[Goal of the exercise]
Please copy out exactly, and only, the lines between the line with "Rebuild this screenshot" and the line with "import React from", both included. Pictures are to be omitted.

[Exercise materials]
-- Start --

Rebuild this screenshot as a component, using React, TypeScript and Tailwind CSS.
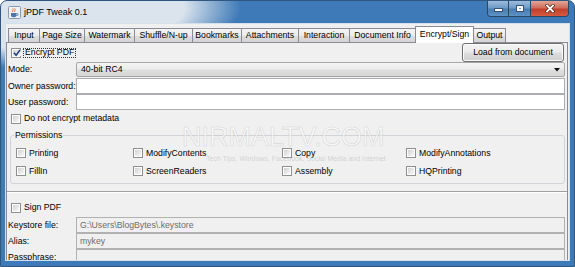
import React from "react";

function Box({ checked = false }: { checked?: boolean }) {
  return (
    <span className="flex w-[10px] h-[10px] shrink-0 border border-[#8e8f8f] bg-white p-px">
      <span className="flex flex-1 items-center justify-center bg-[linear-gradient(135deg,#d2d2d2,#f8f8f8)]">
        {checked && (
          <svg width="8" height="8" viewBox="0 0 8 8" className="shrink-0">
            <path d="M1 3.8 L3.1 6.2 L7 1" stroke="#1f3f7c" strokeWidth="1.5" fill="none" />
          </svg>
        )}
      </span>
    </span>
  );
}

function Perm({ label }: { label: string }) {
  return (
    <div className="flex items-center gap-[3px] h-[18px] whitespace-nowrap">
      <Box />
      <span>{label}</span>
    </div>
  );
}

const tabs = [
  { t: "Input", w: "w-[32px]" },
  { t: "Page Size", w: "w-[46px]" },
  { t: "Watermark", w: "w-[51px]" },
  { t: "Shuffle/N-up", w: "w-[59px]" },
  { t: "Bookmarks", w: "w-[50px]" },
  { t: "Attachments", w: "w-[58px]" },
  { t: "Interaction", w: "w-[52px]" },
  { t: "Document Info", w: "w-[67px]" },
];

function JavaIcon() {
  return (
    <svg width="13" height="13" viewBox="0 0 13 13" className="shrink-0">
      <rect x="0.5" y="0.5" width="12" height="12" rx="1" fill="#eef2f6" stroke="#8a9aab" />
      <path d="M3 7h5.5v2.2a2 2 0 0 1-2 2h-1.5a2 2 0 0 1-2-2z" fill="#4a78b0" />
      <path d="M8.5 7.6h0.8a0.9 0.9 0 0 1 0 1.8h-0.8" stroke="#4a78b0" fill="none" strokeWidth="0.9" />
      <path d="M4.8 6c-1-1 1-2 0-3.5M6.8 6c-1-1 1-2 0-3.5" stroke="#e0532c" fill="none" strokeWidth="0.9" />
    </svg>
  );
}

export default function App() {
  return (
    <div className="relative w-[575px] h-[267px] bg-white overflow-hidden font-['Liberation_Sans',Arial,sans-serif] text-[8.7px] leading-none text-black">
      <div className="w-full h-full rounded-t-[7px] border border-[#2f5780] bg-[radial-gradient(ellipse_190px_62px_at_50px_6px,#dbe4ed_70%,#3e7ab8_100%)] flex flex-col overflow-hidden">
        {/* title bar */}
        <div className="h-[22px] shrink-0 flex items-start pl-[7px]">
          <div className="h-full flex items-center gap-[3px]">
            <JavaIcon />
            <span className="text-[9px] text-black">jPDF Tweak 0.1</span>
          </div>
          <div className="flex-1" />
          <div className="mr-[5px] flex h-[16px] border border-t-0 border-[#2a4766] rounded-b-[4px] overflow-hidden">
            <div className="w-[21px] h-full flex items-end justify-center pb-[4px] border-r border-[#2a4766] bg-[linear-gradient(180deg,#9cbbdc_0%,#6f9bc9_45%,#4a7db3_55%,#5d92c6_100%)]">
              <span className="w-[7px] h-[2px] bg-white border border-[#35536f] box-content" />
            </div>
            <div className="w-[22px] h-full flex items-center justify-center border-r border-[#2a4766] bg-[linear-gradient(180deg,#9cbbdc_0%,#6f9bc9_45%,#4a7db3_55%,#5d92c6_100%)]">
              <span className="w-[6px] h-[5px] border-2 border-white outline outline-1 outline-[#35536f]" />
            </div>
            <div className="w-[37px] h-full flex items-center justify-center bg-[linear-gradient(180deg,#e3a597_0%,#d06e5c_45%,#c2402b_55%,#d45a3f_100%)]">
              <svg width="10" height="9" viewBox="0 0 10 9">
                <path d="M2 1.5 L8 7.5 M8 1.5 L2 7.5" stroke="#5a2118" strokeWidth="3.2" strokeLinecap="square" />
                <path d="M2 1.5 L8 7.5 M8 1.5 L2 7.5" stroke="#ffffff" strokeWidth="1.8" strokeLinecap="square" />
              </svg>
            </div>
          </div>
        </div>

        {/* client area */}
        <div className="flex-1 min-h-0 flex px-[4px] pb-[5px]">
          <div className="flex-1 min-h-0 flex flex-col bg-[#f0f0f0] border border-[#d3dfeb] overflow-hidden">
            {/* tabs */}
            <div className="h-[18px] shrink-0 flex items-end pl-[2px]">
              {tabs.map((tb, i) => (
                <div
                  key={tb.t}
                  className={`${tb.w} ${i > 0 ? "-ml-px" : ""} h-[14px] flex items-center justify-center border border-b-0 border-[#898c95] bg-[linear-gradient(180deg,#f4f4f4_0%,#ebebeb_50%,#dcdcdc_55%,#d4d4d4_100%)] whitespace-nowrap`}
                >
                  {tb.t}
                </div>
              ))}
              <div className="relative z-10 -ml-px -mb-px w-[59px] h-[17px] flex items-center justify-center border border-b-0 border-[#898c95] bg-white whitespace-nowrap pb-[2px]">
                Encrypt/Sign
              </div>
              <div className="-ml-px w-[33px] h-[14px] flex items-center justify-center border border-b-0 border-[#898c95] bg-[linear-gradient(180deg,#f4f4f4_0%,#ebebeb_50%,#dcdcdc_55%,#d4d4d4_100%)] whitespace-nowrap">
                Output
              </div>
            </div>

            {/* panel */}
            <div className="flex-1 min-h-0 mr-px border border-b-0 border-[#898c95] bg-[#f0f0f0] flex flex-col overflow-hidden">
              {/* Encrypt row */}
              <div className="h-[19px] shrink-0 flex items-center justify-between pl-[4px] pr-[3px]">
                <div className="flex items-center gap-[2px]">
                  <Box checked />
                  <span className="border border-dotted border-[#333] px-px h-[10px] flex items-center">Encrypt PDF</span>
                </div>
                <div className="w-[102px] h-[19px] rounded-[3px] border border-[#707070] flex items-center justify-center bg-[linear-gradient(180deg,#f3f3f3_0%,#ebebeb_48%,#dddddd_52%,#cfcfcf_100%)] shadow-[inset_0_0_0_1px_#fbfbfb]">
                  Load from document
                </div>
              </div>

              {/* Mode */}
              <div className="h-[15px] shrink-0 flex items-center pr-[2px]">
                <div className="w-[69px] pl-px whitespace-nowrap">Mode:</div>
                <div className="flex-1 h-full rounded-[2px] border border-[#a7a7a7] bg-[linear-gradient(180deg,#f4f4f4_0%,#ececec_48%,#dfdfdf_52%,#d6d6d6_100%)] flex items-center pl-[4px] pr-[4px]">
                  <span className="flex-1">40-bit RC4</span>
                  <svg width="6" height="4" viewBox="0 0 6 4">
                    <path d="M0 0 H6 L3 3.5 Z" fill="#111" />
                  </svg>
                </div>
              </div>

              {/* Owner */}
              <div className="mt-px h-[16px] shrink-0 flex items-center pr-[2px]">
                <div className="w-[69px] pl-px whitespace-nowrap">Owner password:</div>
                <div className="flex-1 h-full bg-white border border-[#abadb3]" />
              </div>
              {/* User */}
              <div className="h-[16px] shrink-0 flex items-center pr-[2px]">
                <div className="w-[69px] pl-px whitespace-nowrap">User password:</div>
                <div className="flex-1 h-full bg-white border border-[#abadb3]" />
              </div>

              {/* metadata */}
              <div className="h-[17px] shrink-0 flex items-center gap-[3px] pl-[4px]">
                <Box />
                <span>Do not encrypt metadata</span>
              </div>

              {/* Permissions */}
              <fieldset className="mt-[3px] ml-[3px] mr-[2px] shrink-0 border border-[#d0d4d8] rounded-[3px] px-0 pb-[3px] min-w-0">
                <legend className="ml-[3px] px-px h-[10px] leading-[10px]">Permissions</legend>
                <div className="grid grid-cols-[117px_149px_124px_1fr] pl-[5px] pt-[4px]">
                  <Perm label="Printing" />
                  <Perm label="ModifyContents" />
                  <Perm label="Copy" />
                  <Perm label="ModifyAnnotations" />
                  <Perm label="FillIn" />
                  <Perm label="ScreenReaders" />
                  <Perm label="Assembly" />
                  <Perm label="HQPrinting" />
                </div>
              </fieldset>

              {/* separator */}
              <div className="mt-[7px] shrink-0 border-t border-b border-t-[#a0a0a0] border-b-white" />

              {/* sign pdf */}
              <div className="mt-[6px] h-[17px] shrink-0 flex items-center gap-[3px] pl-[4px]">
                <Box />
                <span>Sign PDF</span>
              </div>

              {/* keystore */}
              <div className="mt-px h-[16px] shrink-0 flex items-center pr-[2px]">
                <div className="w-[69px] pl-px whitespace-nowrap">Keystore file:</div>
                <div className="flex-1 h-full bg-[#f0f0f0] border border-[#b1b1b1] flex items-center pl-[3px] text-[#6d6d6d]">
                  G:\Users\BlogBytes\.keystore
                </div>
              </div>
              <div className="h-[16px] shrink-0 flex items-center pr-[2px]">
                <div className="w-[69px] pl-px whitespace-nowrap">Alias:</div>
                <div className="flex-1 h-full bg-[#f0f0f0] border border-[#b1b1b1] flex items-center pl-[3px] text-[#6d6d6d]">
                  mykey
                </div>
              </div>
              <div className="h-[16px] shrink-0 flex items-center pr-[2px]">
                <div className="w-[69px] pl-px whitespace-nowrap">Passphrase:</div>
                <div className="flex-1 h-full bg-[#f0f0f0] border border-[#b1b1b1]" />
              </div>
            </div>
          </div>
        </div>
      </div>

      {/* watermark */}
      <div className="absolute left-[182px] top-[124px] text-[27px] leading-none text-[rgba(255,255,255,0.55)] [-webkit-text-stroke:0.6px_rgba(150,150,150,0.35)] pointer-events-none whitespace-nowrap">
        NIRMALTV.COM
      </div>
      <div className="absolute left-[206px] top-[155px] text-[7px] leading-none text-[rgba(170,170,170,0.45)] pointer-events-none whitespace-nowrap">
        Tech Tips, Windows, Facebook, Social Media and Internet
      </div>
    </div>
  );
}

-- End --
-- Start --

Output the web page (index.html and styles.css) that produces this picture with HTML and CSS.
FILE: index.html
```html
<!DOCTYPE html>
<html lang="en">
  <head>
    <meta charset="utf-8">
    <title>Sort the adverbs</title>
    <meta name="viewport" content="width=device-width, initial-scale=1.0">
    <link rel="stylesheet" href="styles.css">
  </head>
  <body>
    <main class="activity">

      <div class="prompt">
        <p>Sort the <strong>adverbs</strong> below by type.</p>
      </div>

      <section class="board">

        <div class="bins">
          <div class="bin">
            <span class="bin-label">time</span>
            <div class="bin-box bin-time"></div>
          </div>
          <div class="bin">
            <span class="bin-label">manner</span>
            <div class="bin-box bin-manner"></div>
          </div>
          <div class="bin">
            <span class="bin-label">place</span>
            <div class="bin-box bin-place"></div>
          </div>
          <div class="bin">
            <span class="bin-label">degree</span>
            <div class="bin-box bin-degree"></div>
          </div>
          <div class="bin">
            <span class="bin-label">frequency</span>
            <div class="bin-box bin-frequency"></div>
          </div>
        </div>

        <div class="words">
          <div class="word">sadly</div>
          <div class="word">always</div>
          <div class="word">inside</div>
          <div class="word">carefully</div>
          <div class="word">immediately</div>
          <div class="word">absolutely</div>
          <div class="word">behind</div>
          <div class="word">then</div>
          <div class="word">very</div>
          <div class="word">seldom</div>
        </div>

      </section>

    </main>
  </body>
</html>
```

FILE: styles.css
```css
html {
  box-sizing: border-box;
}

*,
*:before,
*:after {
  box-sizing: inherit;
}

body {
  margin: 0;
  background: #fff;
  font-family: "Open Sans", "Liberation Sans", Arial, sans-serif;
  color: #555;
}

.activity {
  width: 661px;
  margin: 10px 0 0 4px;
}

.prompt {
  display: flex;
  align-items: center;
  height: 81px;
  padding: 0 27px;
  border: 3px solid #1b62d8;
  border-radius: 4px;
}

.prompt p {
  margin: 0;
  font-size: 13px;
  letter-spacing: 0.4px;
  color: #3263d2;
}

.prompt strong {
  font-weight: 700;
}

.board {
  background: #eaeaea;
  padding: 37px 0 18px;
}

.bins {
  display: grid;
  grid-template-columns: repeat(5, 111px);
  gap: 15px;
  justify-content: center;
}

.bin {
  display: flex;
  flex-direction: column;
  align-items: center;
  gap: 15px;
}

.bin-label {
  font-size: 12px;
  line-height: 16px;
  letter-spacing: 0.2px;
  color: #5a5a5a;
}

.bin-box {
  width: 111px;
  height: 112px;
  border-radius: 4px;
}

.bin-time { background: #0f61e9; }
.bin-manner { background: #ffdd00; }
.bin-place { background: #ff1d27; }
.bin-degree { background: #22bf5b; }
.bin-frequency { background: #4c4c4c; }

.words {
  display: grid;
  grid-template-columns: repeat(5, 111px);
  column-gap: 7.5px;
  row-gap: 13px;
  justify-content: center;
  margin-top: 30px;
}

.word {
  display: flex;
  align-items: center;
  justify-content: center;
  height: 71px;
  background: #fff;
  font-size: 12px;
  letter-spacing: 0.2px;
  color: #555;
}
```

-- End --

[Completed exercise]
Rebuild this screenshot as a component, using React, TypeScript and Tailwind CSS.
import React from "react";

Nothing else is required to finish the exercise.